C’est donc une approche totalement inédite et novatrice du climat – et bien davantage ! – que vous allez découvrir dans ces pages. Oui, c’est véritablement un nouveau regard que pose Charles Eisenstein sur cette question cruciale, en nous proposant de la revisiter à partir d’une nouvelle histoire.
L’histoire actuelle, celle de la séparation, nous rend pessimistes, impuissants, voire désespérés. Les petits gestes écolos du quotidien paraissent tellement dérisoires face à l’ampleur des catastrophes qui se profilent chaque jour davantage à l’horizon… L’avenir semble aux seules mains des politiques et des multinationales, auxquelles nous n’accordons plus aucune confiance pour inverser la tendance actuelle.
Tout au contraire, l’histoire de l’inter-être – que soutiennent aussi bien les découvertes de pointe de certaines sciences (à commencer par la physique quantique) que les récits et pratiques de nombreuses populations autochtones (comme les Kogis, par exemple) – met en évidence que tout étant relié, rien de ce que nous faisons ne reste sans effet, les moindres de nos gestes et même de nos pensées comptent et sont agissants bien au-delà de ce que nous imaginons. Cette histoire nous ouvre de nouvelles perspectives, elle est porteuse d’espoir, et surtout elle nous permet de nous réapproprier ces trésors dont nous a privés depuis trop longtemps l’ancienne, à savoir l’amour, la beauté et le sacré.
Un petit avertissement, ou un conseil amical si vous préférez, me semble de mise ici. Le changement auquel nous convie la philosophie de Charles Eisenstein est tellement profond, puisqu’il touche à la pensée même qui traverse tout notre mode de vie moderne, qu’il exige plusieurs lectures successives de ce livre, espacées de temps de digestion et de mise en pratique. Il exige patience et ténacité …ainsi qu’une bonne dose d’indulgence pour toutes les fois où, immanquablement, nous retomberons dans les vieilles façons de penser et d’agir dont nous sommes pétris jusqu’à la moelle.

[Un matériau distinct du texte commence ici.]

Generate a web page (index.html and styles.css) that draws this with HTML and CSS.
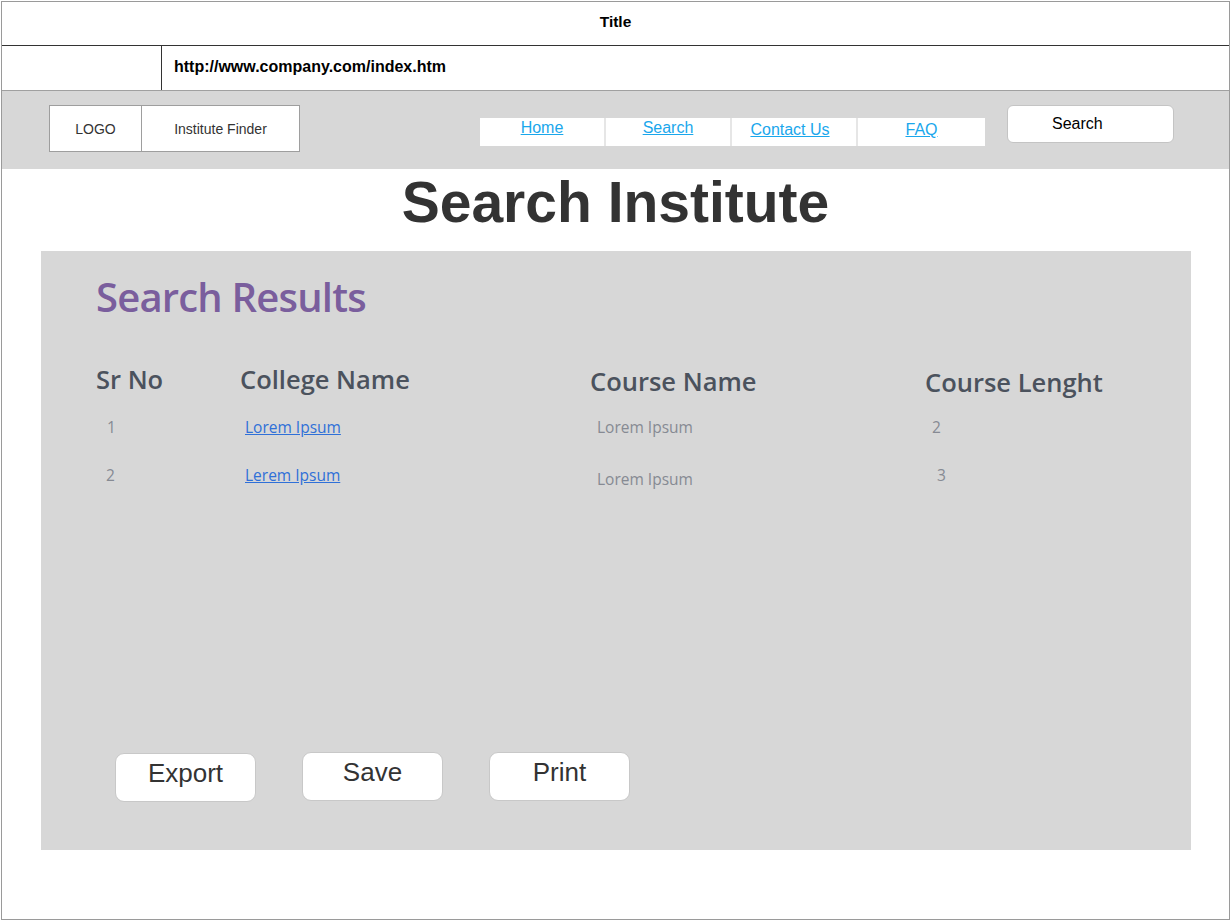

Pour ma part, cela fait vingt-six ans que je parcours ce chemin, depuis une révélation que j’avais eue en 1998 au bord du lac de Neuchâtel, qui contenait sous forme poético-mystique la même idée de base qui parcourt l’œuvre de Charles Eisenstein. Et malgré le chemin déjà parcouru, je surprends encore le flot de mes pensées prêt à retourner dans le lit de l’ancienne rivière, de la vieille histoire dualiste, avec ses soi-disant « guerriers de lumière » et ses combats à livrer contre des boucs émissaires tout trouvés ! Il faut du temps pour creuser un nouveau sillon, et peut-être plus encore avant que l’ancien ne s’efface progressivement. Un changement de paradigme – c’est-à-dire justement un changement d’histoire – ne se fait pas du jour au lendemain. Peut-être y faudra-t-il quelques générations, d’ailleurs. Peu importe : l’essentiel est de l’amorcer nous-mêmes, ce que vous pouvez faire dès aujourd’hui si, comme moi, cette nouvelle histoire vous fait vibrer jusqu’au cœur même de votre être !
[1] Ce monde plus beau que notre cœur sait possible, Ch. Eisenstein, Editions Jouvence, 2020.